7. Verkürzte Beratungskapazitäten für Betreiber durch das Abschaffen von Beauftragten steigern das Risiko von Rechtsverstößen mit Schadensfolgen.
Siebtens haben Beauftragte den gesetzlichen Auftrag nach dem Muster von § 54 BImSchG, den Betreiber zu beraten, die Mitarbeiter über ihre Pflichten aufzuklären und die Einhaltung der Unternehmenspflichten zu überwachen. Damit helfen sie den Organen des Unternehmens, ihre sechs Organisationspflichten nach der BGH Rechtsprechung aus 288 BGH Urteilen zum Organisationsverschulden einzuhalten, nämlich die einschlägigen Rechtspflichten des Unternehmens zur präventiven Abwendung vollständig zu ermitteln, sie auf Angestellte oder auch Dritte zu delegieren, zu aktualisieren, zu erfüllen, zu kontrollieren und zur Beweissicherung für die Geschäftsleiter zu dokumentieren.
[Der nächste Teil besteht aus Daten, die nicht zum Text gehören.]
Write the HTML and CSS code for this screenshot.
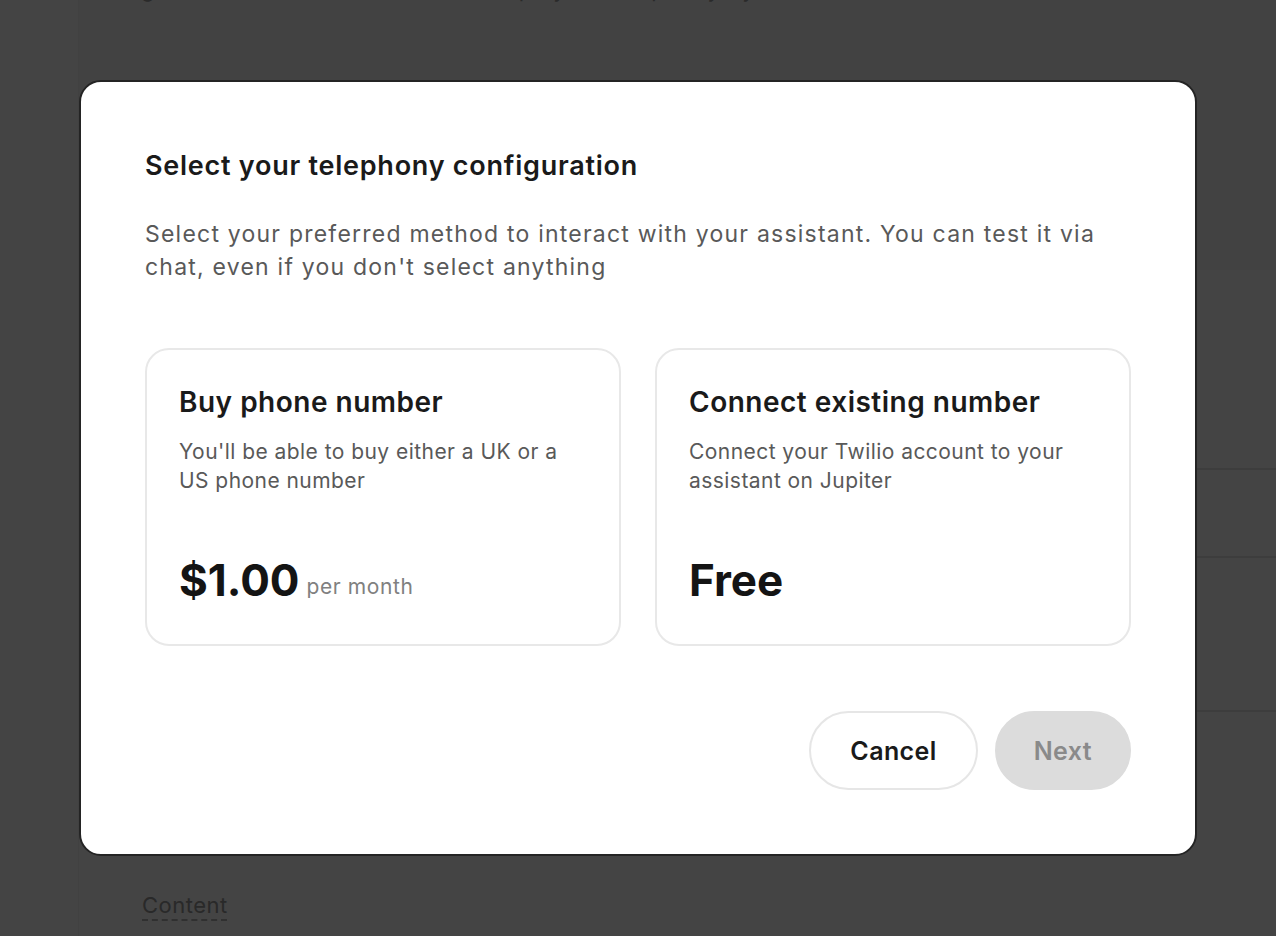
FILE: index.html
```html
<!DOCTYPE html>
<html lang="en">
<head>
<meta charset="utf-8">
<title>Select your telephony configuration</title>
<link rel="stylesheet" href="styles.css">
</head>
<body>
<div class="page">
  <aside class="sidebar"></aside>
  <main class="main">
    <section class="hero">
      <p class="hero-text">give the assistant a number to deploy on telephony by</p>
    </section>
    <section class="block block-a"></section>
    <section class="block block-b"></section>
    <section class="block block-c"></section>
    <section class="block block-d">
      <span class="content-link">Content</span>
    </section>
  </main>
</div>

<div class="overlay">
  <div class="modal" role="dialog" aria-labelledby="modal-title">
    <h2 class="modal-title" id="modal-title">Select your telephony configuration</h2>
    <p class="modal-subtitle">Select your preferred method to interact with your assistant. You can test it via chat, even if you don't select anything</p>
    <div class="options">
      <div class="option">
        <h3 class="option-title">Buy phone number</h3>
        <p class="option-desc">You'll be able to buy either a UK or a US phone number</p>
        <div class="option-price"><span class="price">$1.00</span><span class="price-unit">per month</span></div>
      </div>
      <div class="option">
        <h3 class="option-title">Connect existing number</h3>
        <p class="option-desc">Connect your Twilio account to your assistant on Jupiter</p>
        <div class="option-price"><span class="price">Free</span></div>
      </div>
    </div>
    <div class="actions">
      <button class="btn btn-cancel" type="button">Cancel</button>
      <button class="btn btn-next" type="button" disabled>Next</button>
    </div>
  </div>
</div>
</body>
</html>
```

FILE: styles.css
```css
* { box-sizing: border-box; }

html, body {
  margin: 0;
  padding: 0;
  height: 100%;
}

body {
  font-family: Inter, Lato, "Liberation Sans", sans-serif;
  background: #ffffff;
  overflow: hidden;
}

/* underlying page */
.page {
  display: flex;
  height: 936px;
}

.sidebar {
  width: 78px;
  flex: none;
  background: #ffffff;
}

.main {
  flex: 1;
  display: flex;
  flex-direction: column;
  border-left: 1px solid #f2f2f2;
}

.hero {
  height: 270px;
  background: #f7f7f7;
  padding-left: 62px;
}

.hero-text {
  margin: -24px 0 0;
  font-size: 22px;
  letter-spacing: 1px;
  color: #9d9d9d;
  white-space: nowrap;
}

.block {
  border-top: 2px solid #e4e4e4;
}

.block-a { height: 198px; border-top: none; }
.block-b { height: 88px; }
.block-c { height: 154px; }
.block-d {
  flex: 1;
  padding: 180px 0 0 63px;
  background: #fdfdfd;
}

.content-link {
  font-size: 22px;
  letter-spacing: 0.5px;
  color: #9a9a9a;
  text-decoration: underline dashed #b5b5b5;
  text-underline-offset: 6px;
}

/* overlay + modal */
.overlay {
  position: fixed;
  inset: 0;
  background: rgba(0, 0, 0, 0.733);
  display: flex;
  align-items: center;
  justify-content: center;
}

.modal {
  width: 1118px;
  background: #ffffff;
  border: 2px solid #242424;
  border-radius: 22px;
  padding: 67px 64px 64px;
  color: #1a1a1a;
}

.modal-title {
  margin: 0;
  font-size: 27px;
  line-height: 34px;
  font-weight: 600;
  letter-spacing: 0.75px;
  color: #1a1a1a;
}

.modal-subtitle {
  margin: 35px 0 0;
  font-size: 23px;
  line-height: 33px;
  letter-spacing: 1.22px;
  color: #595959;
  font-weight: 400;
}

.options {
  display: grid;
  grid-template-columns: 1fr 1fr;
  gap: 34px;
  margin-top: 64px;
}

.option {
  border: 2px solid #e8e8e8;
  border-radius: 24px;
  padding: 32px;
}

.option-title {
  margin: 0;
  font-size: 28px;
  line-height: 40px;
  font-weight: 600;
  letter-spacing: 0.5px;
  color: #1a1a1a;
}

.option-desc {
  margin: 15px 0 0;
  max-width: 396px;
  font-size: 21px;
  line-height: 29px;
  letter-spacing: 0.45px;
  color: #595959;
}

.option-price {
  margin-top: 53px;
  line-height: 64px;
  height: 64px;
  white-space: nowrap;
}

.price {
  font-size: 44px;
  font-weight: 700;
  color: #141414;
}

.price-unit {
  margin-left: 7px;
  font-size: 21px;
  letter-spacing: 0.6px;
  color: #808080;
  vertical-align: 2px;
}

.actions {
  display: flex;
  justify-content: flex-end;
  gap: 17px;
  margin-top: 65px;
}

.btn {
  height: 79px;
  border-radius: 40px;
  font-family: inherit;
  font-size: 25px;
  font-weight: 600;
  letter-spacing: 0.4px;
  cursor: pointer;
}

.btn-cancel {
  padding: 0 39px;
  background: #ffffff;
  border: 2px solid #e6e6e6;
  color: #1a1a1a;
}

.btn-next {
  padding: 0 37px;
  background: #dcdcdc;
  border: 2px solid #dcdcdc;
  color: #8a8a8a;
  cursor: default;
}
```
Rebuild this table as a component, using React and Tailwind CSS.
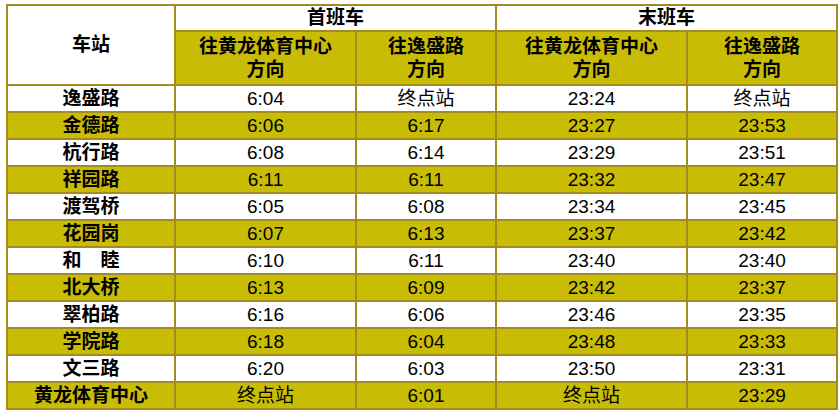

In ihrer Stabsfunktion ohne Entscheidungsbefugnis und vor allem auch ohne Entscheidungsverantwortung sind sie die unverzichtbaren und unbestechlichen Helfer von Vorständen und Geschäftsführern beim Organisieren der Legalitätspflicht, die einschlägigen Rechtspflichten des Unternehmens einzuhalten und dafür zu sorgen, dass auch die Angestellten die Rechtspflichten einhalten.
Ohne die Beauftragten müssten die Geschäftsleiter ihre Legalitätspflichten selbst organisieren, was von ihren Aufgaben zur Unternehmenssteuerung einschränken würde.
Das Fehlen einer gesetzlichen Regelung der Organisationspflichten der Vorstände und Geschäftsführer macht die Beauftragten als unternehmensinterne Berater umso wertvoller.
Die Rechtsunklarheit erhöht den Beratungsbedarf. Beauftragte müssen aus der hohen Zahl der BGH Entscheidung und aus der DIN ISO 37 301 die Organisationspflichten der Organe beraten. Die Abschaffung der Beauftragten würde die unternehmensinterne Beratungskapazität bei gleichzeitig steigendem Beratungsbedarf durch fehlende gesetzliche Organisationsregeln und steigenden Risiken schmälern statt steigern. Dadurch wächst das Risiko von Rechtsverstößen mit Schadensfolgen in Unternehmen.